Here, `y` is just random noise and is completely independent of `x`.

In [None]:
# y is independent of x
y_uncorr = 0*x_base + e_base

plot_mi_vs_corr(x_base, y_uncorr, "Case 1: No Relationship (y = e)")

**Analysis:** As expected, both Correlation and Normalized MI are near zero.

### Case 2: Linear Relationship

Here, `y` has a strong, positive linear relationship with `x`.

In [None]:
# y has a strong linear relationship with x
y_linear = 100 * x_base + e_base

plot_mi_vs_corr(x_base, y_linear, "Case 2: Linear Relationship (y = 100x + e)")

**Analysis:** Both metrics are near 1.0, correctly identifying the strong linear relationship.
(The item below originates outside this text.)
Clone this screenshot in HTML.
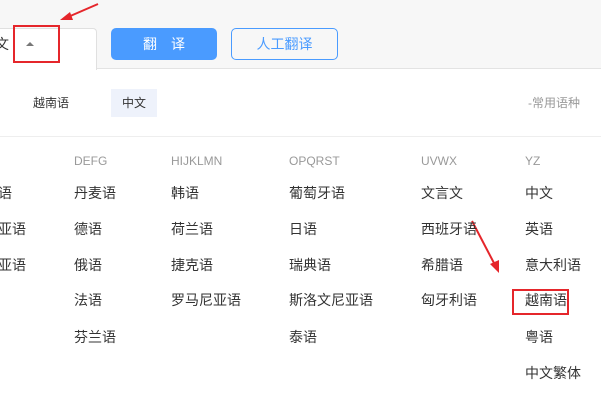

### Case 3: Non-Linear Relationship

This is the key test. We define `y` as a "V-shape" function of `x` (`y = 100*abs(x)`). This is a strong, predictable relationship, but it is not linear.

In [None]:
# y has a strong NON-LINEAR relationship with x
y_nonlinear = 100 * abs(x_base) + e_base

plot_mi_vs_corr(x_base, y_nonlinear, "Case 3: Non-Linear Relationship (y = 100|x| + e)")

## 4. Conclusion

This notebook demonstrates the critical difference between correlation and information-theoretic metrics.

* **Correlation failed** to detect a clear, non-linear "V-shape" relationship, reporting a value near 0.
* **Mutual Information succeeded** in detecting this non-linear relationship, reporting a high value of 0.64.

This confirms that Mutual Information (MI) and Variation of Information (VI) are more robust metrics for feature selection and cluster analysis, as they can capture complex relationships that simple linear correlation would miss.